-- Begin Data excerpt --

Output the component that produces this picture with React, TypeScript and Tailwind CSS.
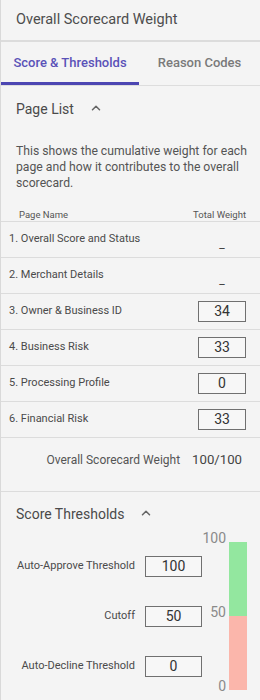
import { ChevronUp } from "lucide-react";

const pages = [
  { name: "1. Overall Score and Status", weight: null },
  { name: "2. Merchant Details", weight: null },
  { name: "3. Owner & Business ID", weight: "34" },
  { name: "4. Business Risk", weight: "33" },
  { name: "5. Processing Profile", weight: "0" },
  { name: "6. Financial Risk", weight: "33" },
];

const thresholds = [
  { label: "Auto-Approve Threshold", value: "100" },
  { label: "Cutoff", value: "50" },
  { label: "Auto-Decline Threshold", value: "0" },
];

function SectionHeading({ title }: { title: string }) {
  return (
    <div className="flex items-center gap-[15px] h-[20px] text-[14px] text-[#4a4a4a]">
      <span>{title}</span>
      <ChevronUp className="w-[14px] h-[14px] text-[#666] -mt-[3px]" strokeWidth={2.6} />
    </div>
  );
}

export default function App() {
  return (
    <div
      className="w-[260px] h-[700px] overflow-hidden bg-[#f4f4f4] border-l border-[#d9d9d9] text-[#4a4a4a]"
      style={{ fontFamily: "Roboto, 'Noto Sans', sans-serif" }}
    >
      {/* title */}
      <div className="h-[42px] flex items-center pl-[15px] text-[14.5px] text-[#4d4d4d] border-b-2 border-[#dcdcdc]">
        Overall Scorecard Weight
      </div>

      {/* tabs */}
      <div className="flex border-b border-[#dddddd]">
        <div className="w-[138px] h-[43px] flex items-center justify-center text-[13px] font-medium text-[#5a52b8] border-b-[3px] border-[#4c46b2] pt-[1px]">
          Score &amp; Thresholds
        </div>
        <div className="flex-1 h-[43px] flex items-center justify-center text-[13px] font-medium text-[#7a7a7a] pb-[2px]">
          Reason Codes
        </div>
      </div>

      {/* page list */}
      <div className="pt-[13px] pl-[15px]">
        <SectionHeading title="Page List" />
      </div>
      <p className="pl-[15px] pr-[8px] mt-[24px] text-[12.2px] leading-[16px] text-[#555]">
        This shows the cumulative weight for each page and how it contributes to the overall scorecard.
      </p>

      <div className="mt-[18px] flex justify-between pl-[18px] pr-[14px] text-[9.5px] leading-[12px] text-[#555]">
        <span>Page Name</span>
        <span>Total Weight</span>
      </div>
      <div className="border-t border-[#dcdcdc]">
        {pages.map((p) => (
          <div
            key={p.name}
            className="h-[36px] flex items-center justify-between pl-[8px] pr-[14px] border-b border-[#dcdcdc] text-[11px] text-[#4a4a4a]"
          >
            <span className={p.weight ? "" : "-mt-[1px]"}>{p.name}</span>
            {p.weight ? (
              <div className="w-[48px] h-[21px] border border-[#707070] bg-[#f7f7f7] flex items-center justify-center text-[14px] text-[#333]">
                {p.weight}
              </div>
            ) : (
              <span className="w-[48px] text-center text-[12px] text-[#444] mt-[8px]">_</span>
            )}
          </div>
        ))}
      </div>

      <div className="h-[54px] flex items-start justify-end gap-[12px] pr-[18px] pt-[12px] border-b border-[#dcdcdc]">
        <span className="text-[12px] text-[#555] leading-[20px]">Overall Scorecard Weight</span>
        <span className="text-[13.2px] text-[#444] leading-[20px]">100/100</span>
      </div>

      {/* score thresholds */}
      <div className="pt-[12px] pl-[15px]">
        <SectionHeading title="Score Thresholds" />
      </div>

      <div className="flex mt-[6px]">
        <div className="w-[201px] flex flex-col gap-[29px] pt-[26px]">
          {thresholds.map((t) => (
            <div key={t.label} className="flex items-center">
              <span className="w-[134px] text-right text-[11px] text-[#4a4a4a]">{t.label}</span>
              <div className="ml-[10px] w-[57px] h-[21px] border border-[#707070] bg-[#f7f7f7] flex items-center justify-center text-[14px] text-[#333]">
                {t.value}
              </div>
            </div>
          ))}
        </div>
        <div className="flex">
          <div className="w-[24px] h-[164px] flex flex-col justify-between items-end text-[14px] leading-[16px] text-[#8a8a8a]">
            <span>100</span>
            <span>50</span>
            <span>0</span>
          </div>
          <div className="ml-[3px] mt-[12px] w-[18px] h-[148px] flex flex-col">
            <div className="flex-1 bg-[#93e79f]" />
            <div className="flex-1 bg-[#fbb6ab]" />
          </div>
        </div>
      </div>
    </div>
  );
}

-- End Data excerpt --

Exclude the images and reproduce the remaining data exactly.

Output the component that produces this picture with React, TypeScript and Tailwind CSS.
import { ChevronUp } from "lucide-react";

const pages = [
  { name: "1. Overall Score and Status", weight: null },
  { name: "2. Merchant Details", weight: null },
  { name: "3. Owner & Business ID", weight: "34" },
  { name: "4. Business Risk", weight: "33" },
  { name: "5. Processing Profile", weight: "0" },
  { name: "6. Financial Risk", weight: "33" },
];

const thresholds = [
  { label: "Auto-Approve Threshold", value: "100" },
  { label: "Cutoff", value: "50" },
  { label: "Auto-Decline Threshold", value: "0" },
];

function SectionHeading({ title }: { title: string }) {
  return (
    <div className="flex items-center gap-[15px] h-[20px] text-[14px] text-[#4a4a4a]">
      <span>{title}</span>
      <ChevronUp className="w-[14px] h-[14px] text-[#666] -mt-[3px]" strokeWidth={2.6} />
    </div>
  );
}

export default function App() {
  return (
    <div
      className="w-[260px] h-[700px] overflow-hidden bg-[#f4f4f4] border-l border-[#d9d9d9] text-[#4a4a4a]"
      style={{ fontFamily: "Roboto, 'Noto Sans', sans-serif" }}
    >
      {/* title */}
      <div className="h-[42px] flex items-center pl-[15px] text-[14.5px] text-[#4d4d4d] border-b-2 border-[#dcdcdc]">
        Overall Scorecard Weight
      </div>

      {/* tabs */}
      <div className="flex border-b border-[#dddddd]">
        <div className="w-[138px] h-[43px] flex items-center justify-center text-[13px] font-medium text-[#5a52b8] border-b-[3px] border-[#4c46b2] pt-[1px]">
          Score &amp; Thresholds
        </div>
        <div className="flex-1 h-[43px] flex items-center justify-center text-[13px] font-medium text-[#7a7a7a] pb-[2px]">
          Reason Codes
        </div>
      </div>

      {/* page list */}
      <div className="pt-[13px] pl-[15px]">
        <SectionHeading title="Page List" />
      </div>
      <p className="pl-[15px] pr-[8px] mt-[24px] text-[12.2px] leading-[16px] text-[#555]">
        This shows the cumulative weight for each page and how it contributes to the overall scorecard.
      </p>

      <div className="mt-[18px] flex justify-between pl-[18px] pr-[14px] text-[9.5px] leading-[12px] text-[#555]">
        <span>Page Name</span>
        <span>Total Weight</span>
      </div>
      <div className="border-t border-[#dcdcdc]">
        {pages.map((p) => (
          <div
            key={p.name}
            className="h-[36px] flex items-center justify-between pl-[8px] pr-[14px] border-b border-[#dcdcdc] text-[11px] text-[#4a4a4a]"
          >
            <span className={p.weight ? "" : "-mt-[1px]"}>{p.name}</span>
            {p.weight ? (
              <div className="w-[48px] h-[21px] border border-[#707070] bg-[#f7f7f7] flex items-center justify-center text-[14px] text-[#333]">
                {p.weight}
              </div>
            ) : (
              <span className="w-[48px] text-center text-[12px] text-[#444] mt-[8px]">_</span>
            )}
          </div>
        ))}
      </div>

      <div className="h-[54px] flex items-start justify-end gap-[12px] pr-[18px] pt-[12px] border-b border-[#dcdcdc]">
        <span className="text-[12px] text-[#555] leading-[20px]">Overall Scorecard Weight</span>
        <span className="text-[13.2px] text-[#444] leading-[20px]">100/100</span>
      </div>

      {/* score thresholds */}
      <div className="pt-[12px] pl-[15px]">
        <SectionHeading title="Score Thresholds" />
      </div>

      <div className="flex mt-[6px]">
        <div className="w-[201px] flex flex-col gap-[29px] pt-[26px]">
          {thresholds.map((t) => (
            <div key={t.label} className="flex items-center">
              <span className="w-[134px] text-right text-[11px] text-[#4a4a4a]">{t.label}</span>
              <div className="ml-[10px] w-[57px] h-[21px] border border-[#707070] bg-[#f7f7f7] flex items-center justify-center text-[14px] text-[#333]">
                {t.value}
              </div>
            </div>
          ))}
        </div>
        <div className="flex">
          <div className="w-[24px] h-[164px] flex flex-col justify-between items-end text-[14px] leading-[16px] text-[#8a8a8a]">
            <span>100</span>
            <span>50</span>
            <span>0</span>
          </div>
          <div className="ml-[3px] mt-[12px] w-[18px] h-[148px] flex flex-col">
            <div className="flex-1 bg-[#93e79f]" />
            <div className="flex-1 bg-[#fbb6ab]" />
          </div>
        </div>
      </div>
    </div>
  );
}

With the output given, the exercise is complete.